The FAAN used this study to come up with the 30,000 number cited above. The trouble is, the Center for Disease Control and Prevention only reports about 12 deaths a year from food allergies.
Probably as a result of crappy stats, the American Academy of Pediatrics ended up specifically demonizing peanuts and schools across the country ended up banning them, as did Southwest Airlines (as recently as last summer). All this fear mongering led to a nation of neurotic children who can't walk into a grocery store or restaurant without being fearful of being attacked by the peanut Babadook.
Dr. Ruchi Gupta, a professor of pediatrics at Northwestern U., headed up a team of researchers that found that most food allergies are a lot like the Babadook – fictional.
After conducting interviews with 40,000 adults, they found that 1 in 10 adults had a food allergy (which extrapolates out to over 26 million people). However, they also found that 1 in 5 think they have a food allergy of some kind but haven't experienced any of the symptoms associated with such an allergy.

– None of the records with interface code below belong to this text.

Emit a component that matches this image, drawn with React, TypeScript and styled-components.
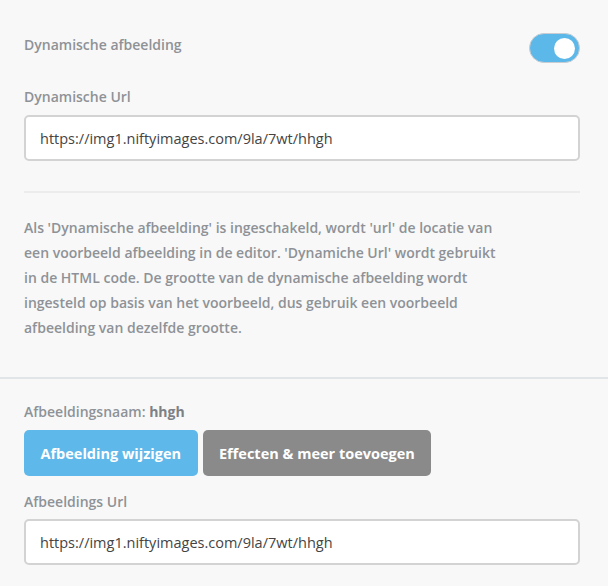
import React from 'react'
import styled, { createGlobalStyle } from 'styled-components'

const Global = createGlobalStyle`
  body {
    margin: 0;
    background: #f8f8f8;
    font-family: "Open Sans", "Noto Sans", sans-serif;
  }
`

const Section = styled.div<{ top: number; bottom: number }>`
  padding: ${(p) => p.top}px 28px ${(p) => p.bottom}px 24px;
  display: flex;
  flex-direction: column;
`

const Row = styled.div`
  display: flex;
  justify-content: space-between;
  align-items: flex-start;
  height: 30px;
`

const Label = styled.div<{ mt?: number }>`
  font-size: 14px;
  line-height: 20px;
  color: #8e9297;
  font-weight: 600;
  margin-top: ${(p) => p.mt || 0}px;
  b {
    color: #7d8186;
    font-weight: 700;
  }
`

const Toggle = styled.div`
  width: 51px;
  height: 30px;
  box-sizing: border-box;
  border-radius: 15px;
  background: #5db8ea;
  border: 1px solid #c9cdd1;
  display: flex;
  justify-content: flex-end;
  align-items: center;
  padding-right: 4px;
`

const Knob = styled.div`
  width: 21px;
  height: 21px;
  border-radius: 50%;
  background: #fff;
`

const Input = styled.input<{ mt: number }>`
  margin-top: ${(p) => p.mt}px;
  height: 46px;
  box-sizing: border-box;
  width: 100%;
  border: 2px solid #d3d3d3;
  border-radius: 5px;
  background: #fff;
  padding: 0 14px;
  font-family: inherit;
  font-size: 14.5px;
  color: #444;
  outline: none;
`

const Divider = styled.hr<{ full?: boolean }>`
  margin: 0;
  border: none;
  height: 2px;
  background: ${(p) => (p.full ? '#e2e5e8' : '#ececec')};
`

const Help = styled.p`
  margin: 22px 0 0;
  font-size: 14px;
  line-height: 25px;
  color: #8e9297;
  font-weight: 600;
  span {
    display: block;
    white-space: nowrap;
  }
`

const Buttons = styled.div`
  display: flex;
  gap: 5px;
  margin-top: 8px;
`

const Button = styled.button<{ tone: 'blue' | 'gray' }>`
  height: 46px;
  padding: 0 16.5px;
  border: none;
  border-radius: 5px;
  background: ${(p) => (p.tone === 'blue' ? '#5fb8ea' : '#8a8a8a')};
  color: #fff;
  font-family: inherit;
  font-size: 14.5px;
  font-weight: 700;
  cursor: pointer;
`

const url = 'https://img1.niftyimages.com/9la/7wt/hhgh'

export default function App() {
  return (
    <>
      <Global />
      <Section top={33} bottom={30}>
        <Row>
          <Label mt={2}>Dynamische afbeelding</Label>
          <Toggle>
            <Knob />
          </Toggle>
        </Row>
        <Label mt={24}>Dynamische Url</Label>
        <Input mt={8} defaultValue={url} />
      </Section>
      <Section top={0} bottom={37}>
        <Divider />
        <Help>
          <span>Als 'Dynamische afbeelding' is ingeschakeld, wordt 'url' de locatie van</span>
          <span>een voorbeeld afbeelding in de editor. 'Dynamiche Url' wordt gebruikt</span>
          <span>in de HTML code. De grootte van de dynamische afbeelding wordt</span>
          <span>ingesteld op basis van het voorbeeld, dus gebruik een voorbeeld</span>
          <span>afbeelding van dezelfde grootte.</span>
        </Help>
      </Section>
      <Divider full />
      <Section top={23} bottom={20}>
        <Label>
          Afbeeldingsnaam: <b>hhgh</b>
        </Label>
        <Buttons>
          <Button tone="blue">Afbeelding wijzigen</Button>
          <Button tone="gray">Effecten &amp; meer toevoegen</Button>
        </Buttons>
        <Label mt={16}>Afbeeldings Url</Label>
        <Input mt={7} defaultValue={url} />
      </Section>
    </>
  )
}
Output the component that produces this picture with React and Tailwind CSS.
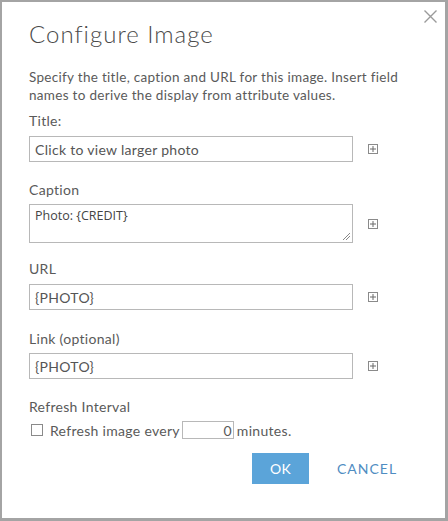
import React from 'react';

const font = { fontFamily: 'Lato, "Open Sans", sans-serif' };

function PlusBox() {
  return (
    <div className="ml-[15px] flex h-[10px] w-[10px] items-center justify-center border border-[#8a8a8a]">
      <svg width="8" height="8" viewBox="0 0 8 8">
        <path d="M4 1v6M1 4h6" stroke="#6a6a6a" strokeWidth="1" />
      </svg>
    </div>
  );
}

function Field({ label, value, mt, gap }) {
  return (
    <>
      <div className={`${mt} h-[18px] leading-[18px] text-[14px] text-[#5a5a5a]`}>{label}</div>
      <div className={`${gap} flex items-center`}>
        <div className="flex h-[26px] w-[324px] items-center border border-[#b8b8b8] px-[5px] text-[14px] text-[#555]">
          {value}
        </div>
        <PlusBox />
      </div>
    </>
  );
}

export default function App() {
  return (
    <div
      className="relative h-[521px] w-[448px] border-l-2 border-t-2 border-r-[3px] border-b-[3px] border-[#a4a4a4] bg-white pl-[27px] tracking-[0.3px]"
      style={font}
    >
      {/* close */}
      <button className="absolute right-[8px] top-[8px] p-0">
        <svg width="13" height="13" viewBox="0 0 13 13">
          <path d="M0.5 0.5l12 12M12.5 0.5l-12 12" stroke="#9a9a9a" strokeWidth="1.4" />
        </svg>
      </button>

      <h1 className="mt-[16px] h-[32px] text-[24px] font-light leading-[32px] tracking-[1px] text-[#4a4a4a]">Configure Image</h1>

      <p className="mt-[18px] w-[400px] text-[13.5px] leading-[18px] text-[#5a5a5a]">
        Specify the title, caption and URL for this image. Insert field names to derive the display from attribute values.
      </p>

      <Field label="Title:" value="Click to view larger photo" mt="mt-[8px]" gap="mt-[6px]" />

      <div className="mt-[19px] h-[18px] text-[14px] leading-[18px] text-[#5a5a5a]">Caption</div>
      <div className="mt-[5px] flex items-center">
        <div className="relative h-[39px] w-[324px] border border-[#b8b8b8] px-[5px] pt-[3px] text-[12.5px] leading-[16px] tracking-normal text-[#444]" style={{ fontFamily: '"Open Sans", sans-serif' }}>
          Photo: {'{CREDIT}'}
          <svg className="absolute bottom-[1px] right-[1px]" width="10" height="10" viewBox="0 0 10 10">
            <path d="M9 2L2 9M9 5L5 9" stroke="#888" strokeWidth="1" />
          </svg>
        </div>
        <PlusBox />
      </div>

      <Field label="URL" value="{PHOTO}" mt="mt-[17px]" gap="mt-[6px]" />
      <Field label="Link (optional)" value="{PHOTO}" mt="mt-[20px]" gap="mt-[5px]" />

      <div className="mt-[19px] h-[18px] text-[14px] leading-[18px] text-[#5a5a5a]">Refresh Interval</div>
      <div className="mt-[5px] flex h-[18px] items-center text-[14px] text-[#5a5a5a]">
        <div className="ml-[2px] h-[12px] w-[12px] border border-[#8a8a8a]" />
        <span className="ml-[7px]">Refresh image every</span>
        <div className="ml-[2px] flex h-[18px] w-[52px] items-center justify-end border border-[#b8b8b8] pr-[1px]">0</div>
        <span className="ml-[3px]">minutes.</span>
      </div>

      <div className="mt-[14px] flex items-center">
        <button className="ml-[223px] h-[31px] w-[57px] bg-[#5ba4d9] text-[14px] text-white">OK</button>
        <button className="ml-[28px] text-[14px] tracking-[1px] text-[#4f8dc2]">CANCEL</button>
      </div>
    </div>
  );
}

That means a couple of things: Yeah, food allergies are pretty common, but also that millions of people who think they're allergic to peanuts, shellfish, milk, wheat, and any number of other suspect foods are delusional.
Of course, they might just be confusing food allergies with food intolerance, which is when your stomach gets angried up from some food. Food intolerances might just make you gassy and force you to plan excursions around the availability of restrooms, but true food allergies could kill you.
The lesson here is that you shouldn't self-diagnose alleged food allergies. Doing so can result in avoiding certain foods for no reason, in addition to being labeled as persnickety and being excluded from a lot of dinner parties. If you think you have a food allergy, visit a specialist and get it confirmed.
Terrorists should forget about anthrax or sarin. If they want to scare the bejesus out of everybody, they should just pop a paper bag full of peanut dust and watch the parents go apoplectic.
But allergists and pediatrics say that the fear is unfounded. Dr. Matthew Greenhawt, associate professor of pediatrics at Children's Hospital in Aurora, Colorado, explains it this way:
"One of the more common misperceptions we deal with is this concern that peanut dust will somehow aerosolize. Look, if you have a peanut allergy, you absolutely can fly and do it safely. I see too many families that often don't go on vacation because they're scared to fly. It's robbing them of the opportunity to live their lives."
While there's no way of knowing for sure what causes all these food allergies (the real ones, at least), it could very well be from overly protective parents shielding their kids from some or all of the most commonly implicated foods. In fact, those mothers who routinely expose their kids to potentially allergic foods – out of wisdom or maybe negligent indifference – end up having kids who aren't a mess.
As a result of this revelation, there are now new recommendations on how to desensitize highest risk infants (those with severe eczema and/or egg allergy), at least to peanuts. Parents are simply instructed to introduce peanuts to them, albeit slowly, between 4-6 months of age.
If you're an adult who recently developed a food allergy, you're kind of screwed. However, those of you who are allergic to a particular fruit of vegetable might be able to get around the problem by cooking the offending food, which changes the protein (food allergens are almost always proteins) so that the immune system is hoodwinked into not recognizing them.